Por tu maldito amor, Monterrey, no puedo terminar con tantas penas. Para un chilango sentir el amor de Oaxaca (y su comida) es la cosa más fácil del mundo. Es como gustar de videos de gatitos: así de inmediato y de obvio y de plano es el amor de Oaxaca. ¿A quién no le gustan los videos de gatitos? ¿Y Oaxaca? Avienten un ladrillo al azar en el DF; seguro le cae a un restaurante oaxaqueño. Cualquier chilango puede sentir el llamado de Mérida (y su comida). Es como gustar de Pokémon Go o de Justin Bieber: así de fácil y de elemental y de compartido es el amor de Mérida. ¿A quién no le gusta Justin Bieber? ¿O Mérida? Avienten un ladrillo al azar en el DF; si no le rompen la ventana a un restaurante oaxaqueño, seguro que desmadran un puesto de cochinita pibil. Pero a ver: sean chilangos y padezcan como yo el amor de Monterrey (y su comida). Los reto.
Primero hay que luchar contra los prejuicios. Todavía existen quienes creen que en Monterrey y municipios aledaños “no se come bien” o que se come “pura carne asada”. Que yo sepa, ha habido habitantes en esa ciudad desde hace al menos cuatrocientos años, y están tan sanos o tan echados a perder como cualquier pinche chilango o cualquier oaxaqueño. Su cocina es una cocina de la adversidad, de la aridez, y a la vez es poliédrica, copiosa, pingüe. Encuentra sutileza en la pequeña variación, en la mutación ínfima. Piensen en la carne seca servida en una michelada para bajar el maldito calor primero, como un hermoso pedazo de grueso papel (con limón) de botana luego, como un machacado con huevo después, como un atropellado (en salsa) al final. Esta cocina es un triunfo de la inteligencia y la industria humana.

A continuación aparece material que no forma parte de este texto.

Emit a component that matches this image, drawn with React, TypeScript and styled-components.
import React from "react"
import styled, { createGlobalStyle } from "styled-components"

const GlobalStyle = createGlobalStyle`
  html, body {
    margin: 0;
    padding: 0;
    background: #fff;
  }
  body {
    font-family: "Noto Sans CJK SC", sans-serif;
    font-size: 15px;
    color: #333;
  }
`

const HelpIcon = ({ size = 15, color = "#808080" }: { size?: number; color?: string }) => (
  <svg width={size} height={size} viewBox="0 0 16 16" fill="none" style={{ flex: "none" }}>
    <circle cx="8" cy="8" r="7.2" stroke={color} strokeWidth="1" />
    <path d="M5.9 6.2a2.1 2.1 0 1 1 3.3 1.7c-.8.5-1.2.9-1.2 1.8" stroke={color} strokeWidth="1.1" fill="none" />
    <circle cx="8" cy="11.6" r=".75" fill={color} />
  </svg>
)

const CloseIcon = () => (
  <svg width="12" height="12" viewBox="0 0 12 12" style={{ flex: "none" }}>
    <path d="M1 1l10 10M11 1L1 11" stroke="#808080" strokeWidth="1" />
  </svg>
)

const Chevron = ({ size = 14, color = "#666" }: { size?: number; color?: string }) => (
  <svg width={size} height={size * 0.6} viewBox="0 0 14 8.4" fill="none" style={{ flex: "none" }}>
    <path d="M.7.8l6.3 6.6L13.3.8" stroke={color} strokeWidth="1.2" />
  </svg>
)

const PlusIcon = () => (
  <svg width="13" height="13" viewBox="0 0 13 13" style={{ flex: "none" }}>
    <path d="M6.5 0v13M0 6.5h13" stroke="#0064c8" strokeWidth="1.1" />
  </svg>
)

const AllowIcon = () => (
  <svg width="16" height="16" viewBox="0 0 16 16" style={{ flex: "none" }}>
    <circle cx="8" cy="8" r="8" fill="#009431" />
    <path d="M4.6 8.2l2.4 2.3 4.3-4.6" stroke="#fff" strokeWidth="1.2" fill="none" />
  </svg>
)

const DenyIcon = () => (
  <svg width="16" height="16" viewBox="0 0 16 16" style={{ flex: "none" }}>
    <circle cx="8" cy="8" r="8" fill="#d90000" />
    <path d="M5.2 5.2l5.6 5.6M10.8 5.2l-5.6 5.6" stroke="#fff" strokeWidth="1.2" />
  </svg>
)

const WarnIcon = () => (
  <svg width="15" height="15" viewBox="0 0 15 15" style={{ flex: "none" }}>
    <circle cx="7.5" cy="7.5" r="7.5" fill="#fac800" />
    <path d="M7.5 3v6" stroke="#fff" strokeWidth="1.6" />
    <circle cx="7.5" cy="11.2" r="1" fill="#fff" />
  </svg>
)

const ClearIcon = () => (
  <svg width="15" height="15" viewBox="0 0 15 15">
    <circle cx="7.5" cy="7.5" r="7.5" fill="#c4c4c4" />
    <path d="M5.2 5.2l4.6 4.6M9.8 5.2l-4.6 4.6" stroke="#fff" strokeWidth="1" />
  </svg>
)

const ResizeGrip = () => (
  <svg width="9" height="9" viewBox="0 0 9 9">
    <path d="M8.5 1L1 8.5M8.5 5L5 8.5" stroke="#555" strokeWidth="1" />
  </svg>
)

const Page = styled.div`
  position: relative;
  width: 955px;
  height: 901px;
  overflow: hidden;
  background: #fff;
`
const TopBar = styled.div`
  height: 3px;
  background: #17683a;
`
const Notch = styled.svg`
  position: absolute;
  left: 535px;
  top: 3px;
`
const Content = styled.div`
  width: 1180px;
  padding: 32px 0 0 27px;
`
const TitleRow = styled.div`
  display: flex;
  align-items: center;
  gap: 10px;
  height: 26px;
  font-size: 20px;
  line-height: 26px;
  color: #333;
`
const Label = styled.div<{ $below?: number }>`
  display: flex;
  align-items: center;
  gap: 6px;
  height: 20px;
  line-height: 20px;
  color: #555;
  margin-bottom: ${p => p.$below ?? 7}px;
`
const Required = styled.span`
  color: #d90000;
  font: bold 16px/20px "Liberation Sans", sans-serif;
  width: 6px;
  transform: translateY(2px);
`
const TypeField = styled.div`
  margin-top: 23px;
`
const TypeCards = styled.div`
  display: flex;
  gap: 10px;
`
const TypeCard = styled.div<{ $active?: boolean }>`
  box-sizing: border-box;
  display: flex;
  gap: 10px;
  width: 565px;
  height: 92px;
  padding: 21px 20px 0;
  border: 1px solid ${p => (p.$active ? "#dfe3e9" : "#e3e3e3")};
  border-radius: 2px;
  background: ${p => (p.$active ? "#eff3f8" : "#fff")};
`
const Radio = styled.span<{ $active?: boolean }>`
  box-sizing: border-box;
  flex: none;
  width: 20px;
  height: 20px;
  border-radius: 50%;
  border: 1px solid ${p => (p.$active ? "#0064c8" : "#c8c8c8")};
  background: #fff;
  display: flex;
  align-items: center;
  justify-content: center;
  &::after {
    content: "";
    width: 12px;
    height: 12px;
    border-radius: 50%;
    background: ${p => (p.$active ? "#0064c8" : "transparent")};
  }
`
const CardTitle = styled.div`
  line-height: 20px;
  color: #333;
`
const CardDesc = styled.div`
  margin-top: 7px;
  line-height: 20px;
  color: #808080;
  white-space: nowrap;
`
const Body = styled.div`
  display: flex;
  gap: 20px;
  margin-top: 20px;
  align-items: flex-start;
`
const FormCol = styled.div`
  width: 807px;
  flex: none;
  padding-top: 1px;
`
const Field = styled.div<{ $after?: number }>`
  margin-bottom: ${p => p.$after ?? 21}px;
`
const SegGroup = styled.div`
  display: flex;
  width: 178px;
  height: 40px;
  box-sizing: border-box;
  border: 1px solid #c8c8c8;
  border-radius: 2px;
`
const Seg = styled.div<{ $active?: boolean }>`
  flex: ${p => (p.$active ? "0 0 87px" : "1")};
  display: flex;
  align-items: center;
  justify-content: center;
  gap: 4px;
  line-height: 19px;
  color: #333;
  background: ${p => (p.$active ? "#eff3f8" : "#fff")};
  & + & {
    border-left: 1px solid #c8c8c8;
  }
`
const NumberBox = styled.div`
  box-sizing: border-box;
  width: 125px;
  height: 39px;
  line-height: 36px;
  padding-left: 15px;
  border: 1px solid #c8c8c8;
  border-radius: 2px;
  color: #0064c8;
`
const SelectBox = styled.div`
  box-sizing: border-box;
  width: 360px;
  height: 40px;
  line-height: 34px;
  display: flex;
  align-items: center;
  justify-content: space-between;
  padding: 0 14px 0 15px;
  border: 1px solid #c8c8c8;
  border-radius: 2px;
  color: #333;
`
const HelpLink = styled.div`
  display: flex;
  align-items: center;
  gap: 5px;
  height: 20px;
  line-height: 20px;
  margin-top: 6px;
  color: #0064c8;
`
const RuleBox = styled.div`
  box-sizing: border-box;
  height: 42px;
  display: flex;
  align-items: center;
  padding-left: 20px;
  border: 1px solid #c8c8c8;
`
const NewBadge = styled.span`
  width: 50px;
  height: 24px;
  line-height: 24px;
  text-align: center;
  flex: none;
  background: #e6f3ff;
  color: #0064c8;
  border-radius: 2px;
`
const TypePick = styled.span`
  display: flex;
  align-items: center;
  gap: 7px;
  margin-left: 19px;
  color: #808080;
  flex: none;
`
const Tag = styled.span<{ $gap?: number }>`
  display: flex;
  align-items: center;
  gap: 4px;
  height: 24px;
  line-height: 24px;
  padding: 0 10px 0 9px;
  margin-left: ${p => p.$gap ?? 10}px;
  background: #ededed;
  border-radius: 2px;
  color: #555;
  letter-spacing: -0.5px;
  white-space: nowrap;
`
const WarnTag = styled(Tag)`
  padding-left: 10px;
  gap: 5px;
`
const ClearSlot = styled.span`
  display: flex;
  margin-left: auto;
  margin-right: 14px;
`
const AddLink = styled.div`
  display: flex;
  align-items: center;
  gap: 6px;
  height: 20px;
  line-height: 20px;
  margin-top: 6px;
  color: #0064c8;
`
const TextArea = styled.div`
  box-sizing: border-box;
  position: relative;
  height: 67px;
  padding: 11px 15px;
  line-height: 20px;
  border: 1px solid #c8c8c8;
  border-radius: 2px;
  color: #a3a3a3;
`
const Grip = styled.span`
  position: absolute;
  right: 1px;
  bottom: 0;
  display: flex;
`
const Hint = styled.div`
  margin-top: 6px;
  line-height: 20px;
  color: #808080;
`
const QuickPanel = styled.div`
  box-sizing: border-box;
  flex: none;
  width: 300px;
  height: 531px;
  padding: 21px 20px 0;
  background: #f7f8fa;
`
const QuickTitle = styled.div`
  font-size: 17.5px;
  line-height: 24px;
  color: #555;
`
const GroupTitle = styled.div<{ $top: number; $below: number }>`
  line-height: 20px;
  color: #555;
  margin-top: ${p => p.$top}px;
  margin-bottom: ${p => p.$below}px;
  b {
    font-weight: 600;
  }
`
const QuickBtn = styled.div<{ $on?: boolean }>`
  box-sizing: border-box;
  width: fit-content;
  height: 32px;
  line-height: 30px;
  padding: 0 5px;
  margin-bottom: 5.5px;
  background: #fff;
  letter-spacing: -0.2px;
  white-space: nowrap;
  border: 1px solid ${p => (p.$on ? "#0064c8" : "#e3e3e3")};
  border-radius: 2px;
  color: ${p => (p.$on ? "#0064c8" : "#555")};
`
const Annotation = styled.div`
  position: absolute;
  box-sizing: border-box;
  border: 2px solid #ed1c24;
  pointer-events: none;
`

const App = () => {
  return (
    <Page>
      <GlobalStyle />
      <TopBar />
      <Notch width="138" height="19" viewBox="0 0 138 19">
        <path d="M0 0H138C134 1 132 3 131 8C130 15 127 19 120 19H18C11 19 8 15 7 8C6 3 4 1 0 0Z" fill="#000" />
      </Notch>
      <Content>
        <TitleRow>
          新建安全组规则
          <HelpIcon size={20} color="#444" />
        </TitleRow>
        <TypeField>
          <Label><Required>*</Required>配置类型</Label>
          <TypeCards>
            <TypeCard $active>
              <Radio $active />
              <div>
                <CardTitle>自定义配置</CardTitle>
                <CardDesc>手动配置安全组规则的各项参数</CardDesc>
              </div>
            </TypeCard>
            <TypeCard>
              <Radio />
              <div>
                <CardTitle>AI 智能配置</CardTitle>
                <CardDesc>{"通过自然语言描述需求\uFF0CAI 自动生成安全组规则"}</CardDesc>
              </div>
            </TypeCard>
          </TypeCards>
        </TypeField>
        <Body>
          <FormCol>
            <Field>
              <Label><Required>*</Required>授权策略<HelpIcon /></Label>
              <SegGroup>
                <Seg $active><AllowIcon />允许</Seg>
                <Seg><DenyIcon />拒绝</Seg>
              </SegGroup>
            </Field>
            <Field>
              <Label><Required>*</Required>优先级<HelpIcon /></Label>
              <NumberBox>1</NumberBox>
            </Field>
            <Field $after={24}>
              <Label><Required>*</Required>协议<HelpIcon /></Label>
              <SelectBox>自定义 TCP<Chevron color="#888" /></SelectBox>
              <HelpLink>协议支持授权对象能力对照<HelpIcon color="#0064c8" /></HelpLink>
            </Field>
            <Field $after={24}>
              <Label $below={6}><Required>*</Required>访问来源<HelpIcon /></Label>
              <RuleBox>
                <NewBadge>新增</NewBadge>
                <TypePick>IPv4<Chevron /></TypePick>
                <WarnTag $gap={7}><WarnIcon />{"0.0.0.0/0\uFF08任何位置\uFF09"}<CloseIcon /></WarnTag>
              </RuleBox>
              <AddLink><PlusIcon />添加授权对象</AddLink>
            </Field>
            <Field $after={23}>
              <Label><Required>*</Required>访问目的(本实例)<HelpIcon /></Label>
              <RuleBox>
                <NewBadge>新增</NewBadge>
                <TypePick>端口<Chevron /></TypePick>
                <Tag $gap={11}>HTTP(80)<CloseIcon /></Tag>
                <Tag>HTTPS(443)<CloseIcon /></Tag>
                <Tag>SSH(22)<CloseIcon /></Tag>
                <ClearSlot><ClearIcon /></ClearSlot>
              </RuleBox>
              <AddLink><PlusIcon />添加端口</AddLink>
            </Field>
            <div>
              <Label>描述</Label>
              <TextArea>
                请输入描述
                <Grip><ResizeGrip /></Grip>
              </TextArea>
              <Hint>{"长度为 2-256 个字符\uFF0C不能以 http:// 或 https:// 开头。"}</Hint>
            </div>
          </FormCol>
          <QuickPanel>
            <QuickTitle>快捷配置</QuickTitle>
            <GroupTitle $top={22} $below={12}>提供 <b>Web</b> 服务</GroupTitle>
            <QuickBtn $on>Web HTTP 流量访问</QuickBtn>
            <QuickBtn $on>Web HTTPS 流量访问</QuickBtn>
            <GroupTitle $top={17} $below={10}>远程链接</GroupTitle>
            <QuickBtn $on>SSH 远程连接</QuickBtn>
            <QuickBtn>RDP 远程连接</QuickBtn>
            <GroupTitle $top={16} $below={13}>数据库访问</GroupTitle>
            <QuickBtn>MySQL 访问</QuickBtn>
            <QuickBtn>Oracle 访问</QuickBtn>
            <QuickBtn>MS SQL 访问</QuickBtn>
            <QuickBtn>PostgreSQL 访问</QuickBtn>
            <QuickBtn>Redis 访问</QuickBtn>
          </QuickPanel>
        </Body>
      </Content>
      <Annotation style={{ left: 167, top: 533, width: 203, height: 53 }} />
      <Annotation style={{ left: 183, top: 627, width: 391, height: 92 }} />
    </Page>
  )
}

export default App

Después hay que luchar contra la horrible escasez de restaurantes regios en el DF. Yo me refugio en El Regiomontano, en el barrio panza del DF: San Juan. Alguien podría decir que este lugar ha visto mejores tiempos o que está “desangelado”. (¿Qué demonios vienen a hacer los ángeles a esta conversación?) Pero tiene un asador de cabrito a la vista y de sus paredes penden grabados: ‘Ciudad de Monterrey’, ‘Catedral de Monterrey’, ‘Villa de Santiago’… Es más que suficiente. El machacado explora la tensión entre la liquidez y la sequedad y se estaciona a medio camino; no triunfa ni el huevo ni la carne seca. Sólo una salsa martajada de chiles en escabeche logra romper la tensión hacia lo húmedo, lo picante y lo salado. Los frijoles borrachos son un platillo limítrofe o litoral; está parado en la encrucijada de su ser-botana, su ser-sopa y su ser-plato fuerte. (Emborrachados con cheve, no con pulque, porque #NL.) Las cebollas curtidas están a punto de ser un kimchi: ácidas, tantito fermentadas, dan un filo insustituible a todo lo que tocan. Y entonces: cabrito. Asado al pastor, en un espetón sobre la lumbre viva, bello como un volcán en extinción. Es un plato montés, o mejor: montaraz. Es rudo, insociable, grosero. Sabe a monte (rey). Su riñón es una pequeña esmeralda comestible; está guardada, protegida. Su machito es una mentada de madre al arte de la charcutería; un decirle: Hasta aquí llegarás y no más lejos. (También venden cabecita de cabro al vapor, pero no la he probado. Pronto, me digo en medio del insomnio y la tristeza. Pronto.)
¿El Regiomontano es un “buen restaurante”? No tengo la menor idea. ¿La que me dejó es “buena persona”? No tengo la menor idea. Pero por su maldito amor no puedo terminar con tantas penas.
El Regiomontano
Dirección: Luis Moya 115, Barrio de San Juan.
Precios: La última vez que estuve ahí pedí un machacado, una orden de espaldilla de cabrito, una orden de tortillas de harina (no venían ribeteadas, emoji de tristeza infinita), un agua mineral y dos copas de vino. Pagué $704.95, ya con el 15 de propina.